Chart 4: Total factor productivity has bottomed in Japan; what about the US?

Source: Nikko AM, Long-Term Productivity Database

As we see, however, Japan is not alone in showing total factor productivity (TFP) growth below 1%. By similar measures, US TFP growth peaked in the wake of the early 2000s tech boom, and it has been on a downtrend ever since, even despite the innovations pioneered by Silicon Valley technology giants. It is evident that the productivity-enhancing potential of the sizable capital investments made in Silicon Valley and beyond have not yet fostered widespread gains in productivity in the US economy. This is not to say they never will. However, there could be obstacles for such gains being realised, including the structure of the US labour market. Jobs in the US are pro-cyclical and US labour force participants may fear permanent job losses should AI replace human labour, therefore making them reluctant adopters of automation technology.

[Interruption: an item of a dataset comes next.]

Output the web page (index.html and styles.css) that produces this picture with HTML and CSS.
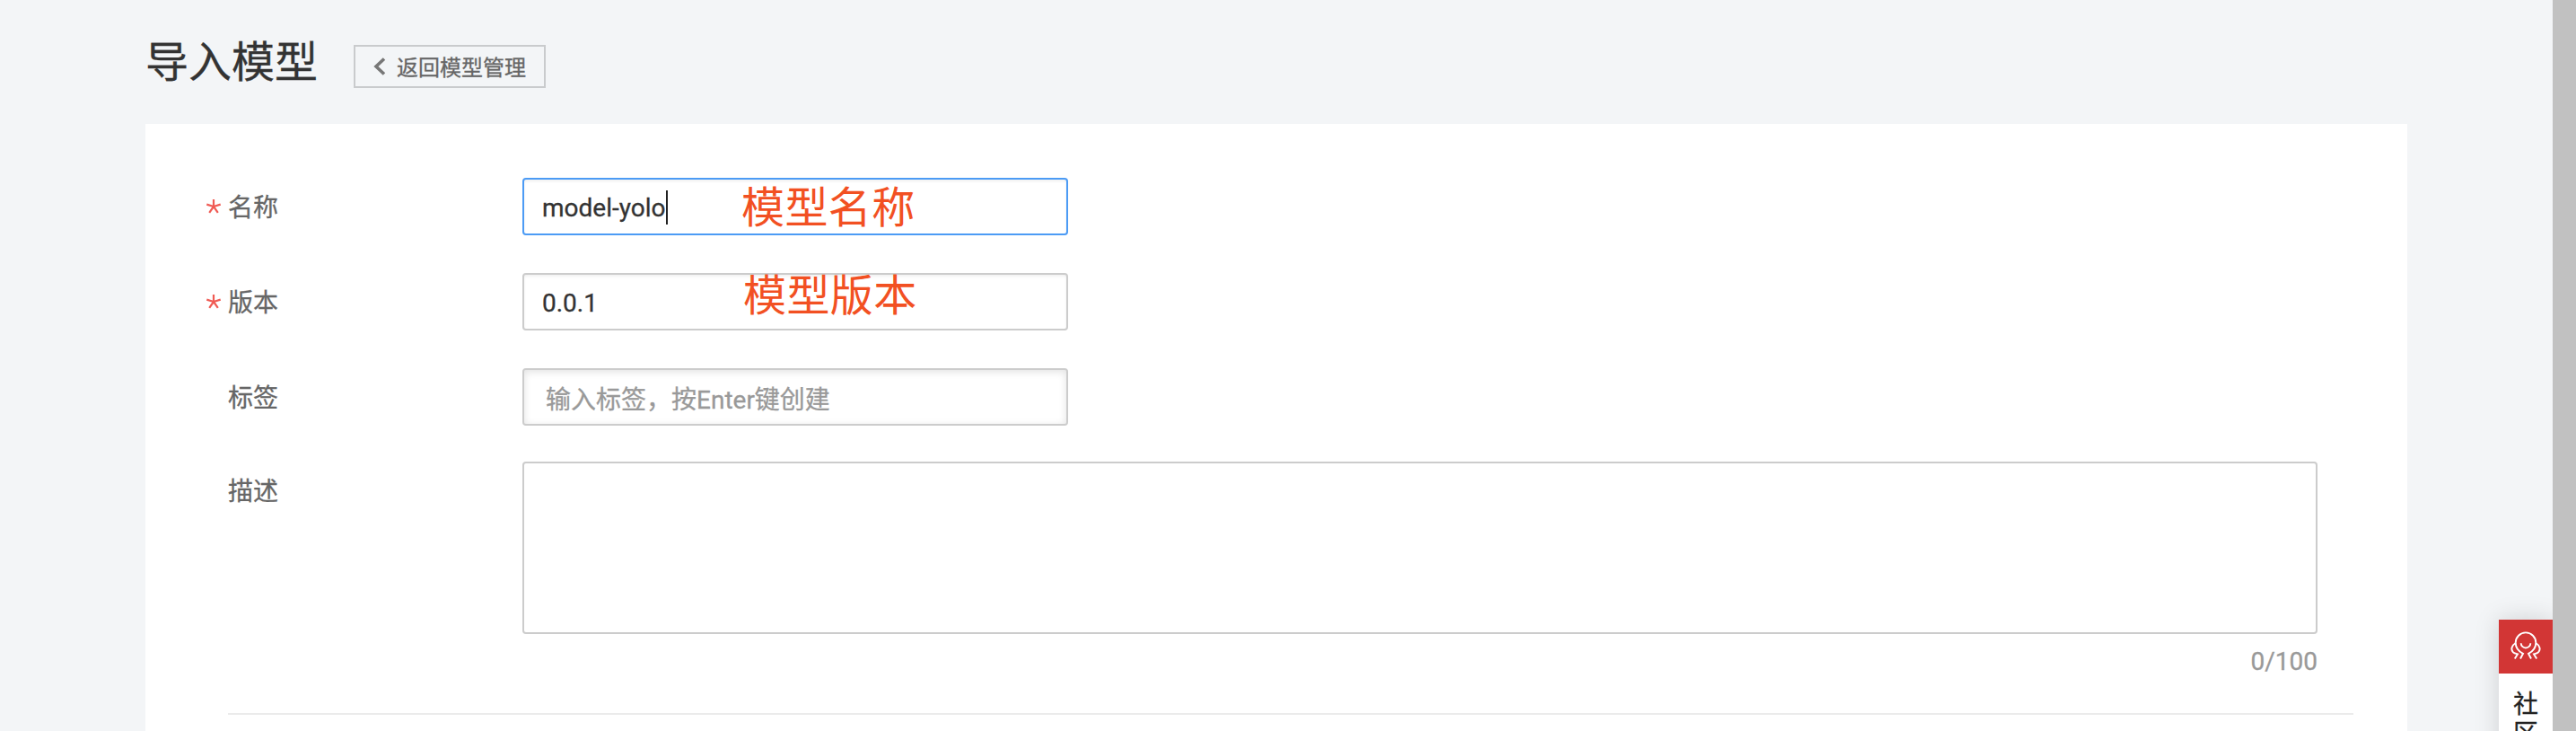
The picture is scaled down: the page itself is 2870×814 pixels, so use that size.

In contrast, as we mention above, the demographics and labour supply shortages in Japan, as it recovers from deflationary “lost decades”, make the adoption of labour-saving technologies imperative. With employees much scarcer in Japan compared to the US and the labour structure being less likely to lead to job cuts even in a downturn, there are fewer obstacles to the adoption of labour-saving technologies.

It may be said that Japan is not only the top investor in the US, but also a potential top customer for US-born AI and other software technologies. As a result, it would be prudent for the US to tread carefully with this strategic partner and consumer of its technologies, the potential of which the broader US economy has yet to fully realise.